WORK TO DO: Reproduce all of the data below without alteration; exclude every picture.

DATA SHOWN:

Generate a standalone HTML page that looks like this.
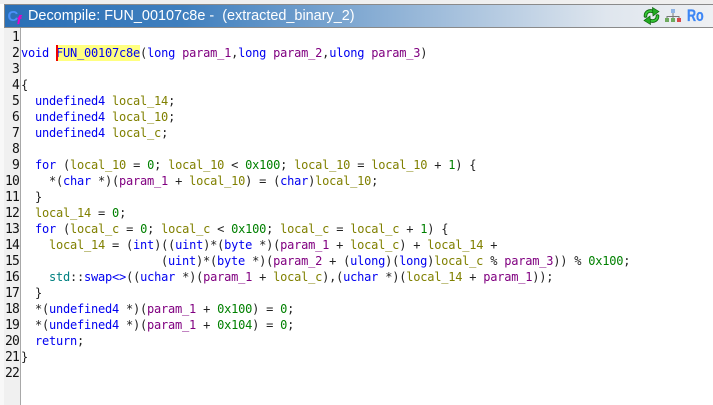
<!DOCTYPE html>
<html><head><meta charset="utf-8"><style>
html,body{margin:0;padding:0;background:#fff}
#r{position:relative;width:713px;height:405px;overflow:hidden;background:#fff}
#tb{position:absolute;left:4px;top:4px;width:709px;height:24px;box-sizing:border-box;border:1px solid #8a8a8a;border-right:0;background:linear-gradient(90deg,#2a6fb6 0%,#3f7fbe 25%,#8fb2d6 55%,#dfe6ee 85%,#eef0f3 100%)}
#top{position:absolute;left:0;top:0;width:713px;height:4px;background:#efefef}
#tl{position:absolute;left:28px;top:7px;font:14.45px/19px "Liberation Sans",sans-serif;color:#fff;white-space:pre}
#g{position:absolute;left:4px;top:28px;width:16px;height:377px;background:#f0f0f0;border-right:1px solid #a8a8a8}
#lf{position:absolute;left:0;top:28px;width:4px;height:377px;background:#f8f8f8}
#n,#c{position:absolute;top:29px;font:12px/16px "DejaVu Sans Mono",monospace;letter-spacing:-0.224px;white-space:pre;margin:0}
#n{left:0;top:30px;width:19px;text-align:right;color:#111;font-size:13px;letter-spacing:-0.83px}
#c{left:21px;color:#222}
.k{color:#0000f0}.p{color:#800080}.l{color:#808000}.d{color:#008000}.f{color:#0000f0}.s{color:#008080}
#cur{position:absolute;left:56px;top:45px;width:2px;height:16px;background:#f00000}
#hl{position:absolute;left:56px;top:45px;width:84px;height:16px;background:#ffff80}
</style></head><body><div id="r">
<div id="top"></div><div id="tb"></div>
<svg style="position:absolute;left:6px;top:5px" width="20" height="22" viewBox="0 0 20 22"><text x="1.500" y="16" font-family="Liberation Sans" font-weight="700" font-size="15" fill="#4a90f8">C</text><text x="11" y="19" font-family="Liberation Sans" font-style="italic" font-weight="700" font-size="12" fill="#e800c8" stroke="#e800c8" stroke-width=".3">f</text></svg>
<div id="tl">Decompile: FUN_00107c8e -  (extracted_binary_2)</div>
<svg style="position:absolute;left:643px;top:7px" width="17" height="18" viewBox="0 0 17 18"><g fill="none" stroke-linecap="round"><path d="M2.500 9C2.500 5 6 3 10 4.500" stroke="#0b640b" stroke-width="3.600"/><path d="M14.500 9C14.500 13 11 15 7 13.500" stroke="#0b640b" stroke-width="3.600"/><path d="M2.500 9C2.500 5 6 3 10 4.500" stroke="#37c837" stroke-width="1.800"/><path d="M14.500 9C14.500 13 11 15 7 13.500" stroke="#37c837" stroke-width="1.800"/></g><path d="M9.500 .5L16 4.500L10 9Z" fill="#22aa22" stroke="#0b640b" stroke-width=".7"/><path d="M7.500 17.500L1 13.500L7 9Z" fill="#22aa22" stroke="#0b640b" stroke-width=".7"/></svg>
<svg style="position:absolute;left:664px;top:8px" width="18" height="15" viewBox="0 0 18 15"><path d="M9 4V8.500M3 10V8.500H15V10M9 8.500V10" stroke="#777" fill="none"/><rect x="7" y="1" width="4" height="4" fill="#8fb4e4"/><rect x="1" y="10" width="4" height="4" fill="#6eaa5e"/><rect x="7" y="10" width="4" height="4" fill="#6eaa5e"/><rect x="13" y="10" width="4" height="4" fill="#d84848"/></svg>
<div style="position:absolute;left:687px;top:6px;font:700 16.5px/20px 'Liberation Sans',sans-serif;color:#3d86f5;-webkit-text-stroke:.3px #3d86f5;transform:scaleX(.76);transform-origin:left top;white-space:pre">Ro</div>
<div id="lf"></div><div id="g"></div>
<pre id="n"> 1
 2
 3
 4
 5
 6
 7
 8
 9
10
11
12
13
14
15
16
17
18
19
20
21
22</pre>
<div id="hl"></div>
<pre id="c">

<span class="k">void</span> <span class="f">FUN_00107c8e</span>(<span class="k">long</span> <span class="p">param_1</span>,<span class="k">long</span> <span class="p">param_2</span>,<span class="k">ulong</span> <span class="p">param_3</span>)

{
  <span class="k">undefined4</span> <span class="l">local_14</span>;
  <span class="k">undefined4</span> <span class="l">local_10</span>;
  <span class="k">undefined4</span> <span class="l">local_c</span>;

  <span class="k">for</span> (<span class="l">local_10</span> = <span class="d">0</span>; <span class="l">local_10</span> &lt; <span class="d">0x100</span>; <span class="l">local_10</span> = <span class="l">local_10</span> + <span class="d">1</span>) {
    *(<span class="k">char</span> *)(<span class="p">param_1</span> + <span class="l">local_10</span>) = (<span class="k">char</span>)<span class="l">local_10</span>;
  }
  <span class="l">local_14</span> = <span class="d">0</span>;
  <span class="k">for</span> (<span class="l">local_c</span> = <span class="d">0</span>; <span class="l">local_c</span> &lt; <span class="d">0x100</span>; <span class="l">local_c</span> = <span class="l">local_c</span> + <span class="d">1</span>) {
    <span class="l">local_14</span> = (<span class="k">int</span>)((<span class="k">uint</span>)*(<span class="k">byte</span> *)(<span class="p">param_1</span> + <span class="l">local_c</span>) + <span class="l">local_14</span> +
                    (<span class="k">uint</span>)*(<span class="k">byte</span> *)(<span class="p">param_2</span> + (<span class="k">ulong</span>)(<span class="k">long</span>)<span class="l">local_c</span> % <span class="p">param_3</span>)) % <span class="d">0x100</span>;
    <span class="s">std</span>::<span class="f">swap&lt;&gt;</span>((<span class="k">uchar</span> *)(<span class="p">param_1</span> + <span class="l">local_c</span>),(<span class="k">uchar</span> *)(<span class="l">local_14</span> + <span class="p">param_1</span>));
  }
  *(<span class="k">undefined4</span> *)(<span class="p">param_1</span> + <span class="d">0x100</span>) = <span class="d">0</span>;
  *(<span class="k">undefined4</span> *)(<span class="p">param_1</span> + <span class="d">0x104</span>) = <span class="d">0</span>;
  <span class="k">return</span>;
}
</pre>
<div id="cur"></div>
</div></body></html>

WRITTEN RESPONSE:
Generate a standalone HTML page that looks like this.
<!DOCTYPE html>
<html><head><meta charset="utf-8"><style>
html,body{margin:0;padding:0;background:#fff}
#r{position:relative;width:713px;height:405px;overflow:hidden;background:#fff}
#tb{position:absolute;left:4px;top:4px;width:709px;height:24px;box-sizing:border-box;border:1px solid #8a8a8a;border-right:0;background:linear-gradient(90deg,#2a6fb6 0%,#3f7fbe 25%,#8fb2d6 55%,#dfe6ee 85%,#eef0f3 100%)}
#top{position:absolute;left:0;top:0;width:713px;height:4px;background:#efefef}
#tl{position:absolute;left:28px;top:7px;font:14.45px/19px "Liberation Sans",sans-serif;color:#fff;white-space:pre}
#g{position:absolute;left:4px;top:28px;width:16px;height:377px;background:#f0f0f0;border-right:1px solid #a8a8a8}
#lf{position:absolute;left:0;top:28px;width:4px;height:377px;background:#f8f8f8}
#n,#c{position:absolute;top:29px;font:12px/16px "DejaVu Sans Mono",monospace;letter-spacing:-0.224px;white-space:pre;margin:0}
#n{left:0;top:30px;width:19px;text-align:right;color:#111;font-size:13px;letter-spacing:-0.83px}
#c{left:21px;color:#222}
.k{color:#0000f0}.p{color:#800080}.l{color:#808000}.d{color:#008000}.f{color:#0000f0}.s{color:#008080}
#cur{position:absolute;left:56px;top:45px;width:2px;height:16px;background:#f00000}
#hl{position:absolute;left:56px;top:45px;width:84px;height:16px;background:#ffff80}
</style></head><body><div id="r">
<div id="top"></div><div id="tb"></div>
<svg style="position:absolute;left:6px;top:5px" width="20" height="22" viewBox="0 0 20 22"><text x="1.500" y="16" font-family="Liberation Sans" font-weight="700" font-size="15" fill="#4a90f8">C</text><text x="11" y="19" font-family="Liberation Sans" font-style="italic" font-weight="700" font-size="12" fill="#e800c8" stroke="#e800c8" stroke-width=".3">f</text></svg>
<div id="tl">Decompile: FUN_00107c8e -  (extracted_binary_2)</div>
<svg style="position:absolute;left:643px;top:7px" width="17" height="18" viewBox="0 0 17 18"><g fill="none" stroke-linecap="round"><path d="M2.500 9C2.500 5 6 3 10 4.500" stroke="#0b640b" stroke-width="3.600"/><path d="M14.500 9C14.500 13 11 15 7 13.500" stroke="#0b640b" stroke-width="3.600"/><path d="M2.500 9C2.500 5 6 3 10 4.500" stroke="#37c837" stroke-width="1.800"/><path d="M14.500 9C14.500 13 11 15 7 13.500" stroke="#37c837" stroke-width="1.800"/></g><path d="M9.500 .5L16 4.500L10 9Z" fill="#22aa22" stroke="#0b640b" stroke-width=".7"/><path d="M7.500 17.500L1 13.500L7 9Z" fill="#22aa22" stroke="#0b640b" stroke-width=".7"/></svg>
<svg style="position:absolute;left:664px;top:8px" width="18" height="15" viewBox="0 0 18 15"><path d="M9 4V8.500M3 10V8.500H15V10M9 8.500V10" stroke="#777" fill="none"/><rect x="7" y="1" width="4" height="4" fill="#8fb4e4"/><rect x="1" y="10" width="4" height="4" fill="#6eaa5e"/><rect x="7" y="10" width="4" height="4" fill="#6eaa5e"/><rect x="13" y="10" width="4" height="4" fill="#d84848"/></svg>
<div style="position:absolute;left:687px;top:6px;font:700 16.5px/20px 'Liberation Sans',sans-serif;color:#3d86f5;-webkit-text-stroke:.3px #3d86f5;transform:scaleX(.76);transform-origin:left top;white-space:pre">Ro</div>
<div id="lf"></div><div id="g"></div>
<pre id="n"> 1
 2
 3
 4
 5
 6
 7
 8
 9
10
11
12
13
14
15
16
17
18
19
20
21
22</pre>
<div id="hl"></div>
<pre id="c">

<span class="k">void</span> <span class="f">FUN_00107c8e</span>(<span class="k">long</span> <span class="p">param_1</span>,<span class="k">long</span> <span class="p">param_2</span>,<span class="k">ulong</span> <span class="p">param_3</span>)

{
  <span class="k">undefined4</span> <span class="l">local_14</span>;
  <span class="k">undefined4</span> <span class="l">local_10</span>;
  <span class="k">undefined4</span> <span class="l">local_c</span>;

  <span class="k">for</span> (<span class="l">local_10</span> = <span class="d">0</span>; <span class="l">local_10</span> &lt; <span class="d">0x100</span>; <span class="l">local_10</span> = <span class="l">local_10</span> + <span class="d">1</span>) {
    *(<span class="k">char</span> *)(<span class="p">param_1</span> + <span class="l">local_10</span>) = (<span class="k">char</span>)<span class="l">local_10</span>;
  }
  <span class="l">local_14</span> = <span class="d">0</span>;
  <span class="k">for</span> (<span class="l">local_c</span> = <span class="d">0</span>; <span class="l">local_c</span> &lt; <span class="d">0x100</span>; <span class="l">local_c</span> = <span class="l">local_c</span> + <span class="d">1</span>) {
    <span class="l">local_14</span> = (<span class="k">int</span>)((<span class="k">uint</span>)*(<span class="k">byte</span> *)(<span class="p">param_1</span> + <span class="l">local_c</span>) + <span class="l">local_14</span> +
                    (<span class="k">uint</span>)*(<span class="k">byte</span> *)(<span class="p">param_2</span> + (<span class="k">ulong</span>)(<span class="k">long</span>)<span class="l">local_c</span> % <span class="p">param_3</span>)) % <span class="d">0x100</span>;
    <span class="s">std</span>::<span class="f">swap&lt;&gt;</span>((<span class="k">uchar</span> *)(<span class="p">param_1</span> + <span class="l">local_c</span>),(<span class="k">uchar</span> *)(<span class="l">local_14</span> + <span class="p">param_1</span>));
  }
  *(<span class="k">undefined4</span> *)(<span class="p">param_1</span> + <span class="d">0x100</span>) = <span class="d">0</span>;
  *(<span class="k">undefined4</span> *)(<span class="p">param_1</span> + <span class="d">0x104</span>) = <span class="d">0</span>;
  <span class="k">return</span>;
}
</pre>
<div id="cur"></div>
</div></body></html>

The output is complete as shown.